The good people over at OKCupid, the best dating site on Earth (their words, not mine! I’m happily married!), just released a new slew of data on their OKTrends blog. Apparently men like women with smiley, flirty profile photos, and women like dismissive, unsmiling men. It’s pretty neat stuff, and definitely worth a read. Mating rituals aside, thuough, what I really like to think about whenever I see a new OKTrends post is how many people I’d be willing to kill to get my hands on their data.

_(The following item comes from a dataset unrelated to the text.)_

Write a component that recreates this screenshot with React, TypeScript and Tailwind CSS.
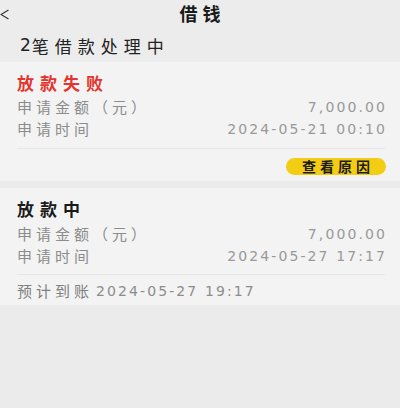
import React from "react";

const FONT = { fontFamily: '"Noto Sans CJK SC", sans-serif' };
const NUM = { fontFamily: '"DejaVu Sans", "Noto Sans CJK SC", sans-serif' };

function Row({ label, value }: { label: string; value: string }) {
  return (
    <div className="flex h-[22px] items-center justify-between leading-[22px] text-[#8c8c8c]">
      <span className="text-[15px] tracking-[4px]">{label}</span>
      <span className="text-[14px] tracking-[2.1px] text-[#999]" style={NUM}>
        {value}
      </span>
    </div>
  );
}

export default function App() {
  return (
    <div className="min-h-[408px] w-[400px] bg-[#ebebeb]" style={FONT}>
      {/* header */}
      <div className="relative flex h-[30px] items-center justify-center bg-[#ececec] pb-[3px]">
        <svg className="absolute left-0 top-[9px]" width="10" height="11" viewBox="0 0 10 11">
          <polyline points="8.5,1 1,5.5 8.5,10" fill="none" stroke="#333" strokeWidth="1.2" />
        </svg>
        <span className="pl-[5px] text-[18px] font-bold tracking-[5px] text-[#1a1a1a]">借钱</span>
      </div>

      {/* sub header */}
      <div className="flex h-[32px] items-center bg-[#ececec] pl-[20px] text-[17px] text-[#222]">
        <span className="mr-[1px]" style={NUM}>
          2
        </span>
        <span className="tracking-[6px]">笔借款处理中</span>
      </div>

      {/* card 1 */}
      <div className="bg-[#f3f3f3] pl-[17px] pr-[13px] pt-[10px] pb-[6px]">
        <div className="h-[22px] text-[17px] font-bold leading-[22px] tracking-[6px] text-[#e5332d]">放款失败</div>
        <div className="mt-[2px]">
          <Row label="申请金额（元）" value="7,000.00" />
          <Row label="申请时间" value="2024-05-21 00:10" />
        </div>
        <div className="mr-[2px] mt-[8px] h-px bg-[#e6e6e6]" />
        <div className="mt-[9px] flex justify-end pr-[1px]">
          <div className="flex h-[17px] w-[100px] items-center justify-center rounded-full bg-[#f2cd14] pl-[4px] text-[14px] font-bold tracking-[4px] text-[#1a1a1a]">
            查看原因
          </div>
        </div>
      </div>

      {/* card 2 */}
      <div className="mt-[7px] bg-[#f3f3f3] pl-[17px] pr-[13px] pt-[10px] pb-[3px]">
        <div className="h-[22px] text-[17px] font-bold leading-[22px] tracking-[6px] text-[#1a1a1a]">放款中</div>
        <div className="mt-[3px]">
          <Row label="申请金额（元）" value="7,000.00" />
          <Row label="申请时间" value="2024-05-27 17:17" />
        </div>
        <div className="mr-[2px] mt-[7px] h-px bg-[#e6e6e6]" />
        <div className="mt-[5px] flex h-[22px] items-center leading-[22px] text-[#808080]">
          <span className="text-[15px] tracking-[4px]">预计到账</span>
          <span className="ml-[3px] text-[14px] tracking-[2.1px] text-[#8c8c8c]" style={NUM}>
            2024-05-27 19:17
          </span>
        </div>
      </div>
    </div>
  );
}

Genetic Future covers the emergence of Counsyl, a new player in the field of personal genomics. Unlike existing outfits like 23andme and deCODEme.com, Counsyl focuses on rare Mendelian disorders, with an eye to helping prospective parents evaluate their genetic liabilities. What’s really interesting about Counsyl is its business model; if you have health insurance provided by Aetna or Blue Cross, you could potentially get a free test. Of course, the catch is that Aetna or Blue Cross get access to your results. In theory, this shouldn’t matter, since health insurers can’t use genetic information as grounds for discrimination. But then, on paper, employers can’t use race, gender, or sexual orientation as grounds for discrimination either, and yet we know it’s easier to get hired if your name is John than Jamal. That said, I’d probably go ahead and take Aetna up on its generous offer, except that my wife and I have no plans for kids, and the Counsyl test looks like it stays away from the garden-variety SNPs the other services cover…

The UK has banned the export of dowsing rods. In 2010! This would be kind of funny if not for the fact that dozens if not hundreds of Iraqis have probably died horrible deaths as a result of the Iraqi police force trying to detect roadside bombs using magic. [via Why Evolution is True].

Over at Freakonomics, regular contributor Ryan Hagen interviews psychologist, magician, and author Richard Wiseman, who just published a new empirically-based self-help book (can such a thing exist?). I haven’t read the book, but the interview is pretty good. Favorite quote:

What would I want to do? I quite like the idea of the random giving of animals. There’s a study where they took two groups of people and randomly gave people in one group a dog. But I’d quite like to replicate that with a much wider range of animals — including those that should be in zoos. I like the idea of signing up for a study, and you get home and find you’ve got to look after a wolf “¦ .

On a professional note, Professor in Training has a really great two part series (1, 2) on what new tenure-track faculty need to know before starting the job. I’ve placed both posts inside Google Reader’s golden-starred vault, and fully expect to come back to them next Fall when I’m on the job market. Which means if you’re reading this and you’re thinking of hiring me, be warned: I will demand that a life-size bobble-head doll of Hans Eysenck be installed in my office, and thanks to PiT, I do now have the awesome negotiating powers needed to make it happen.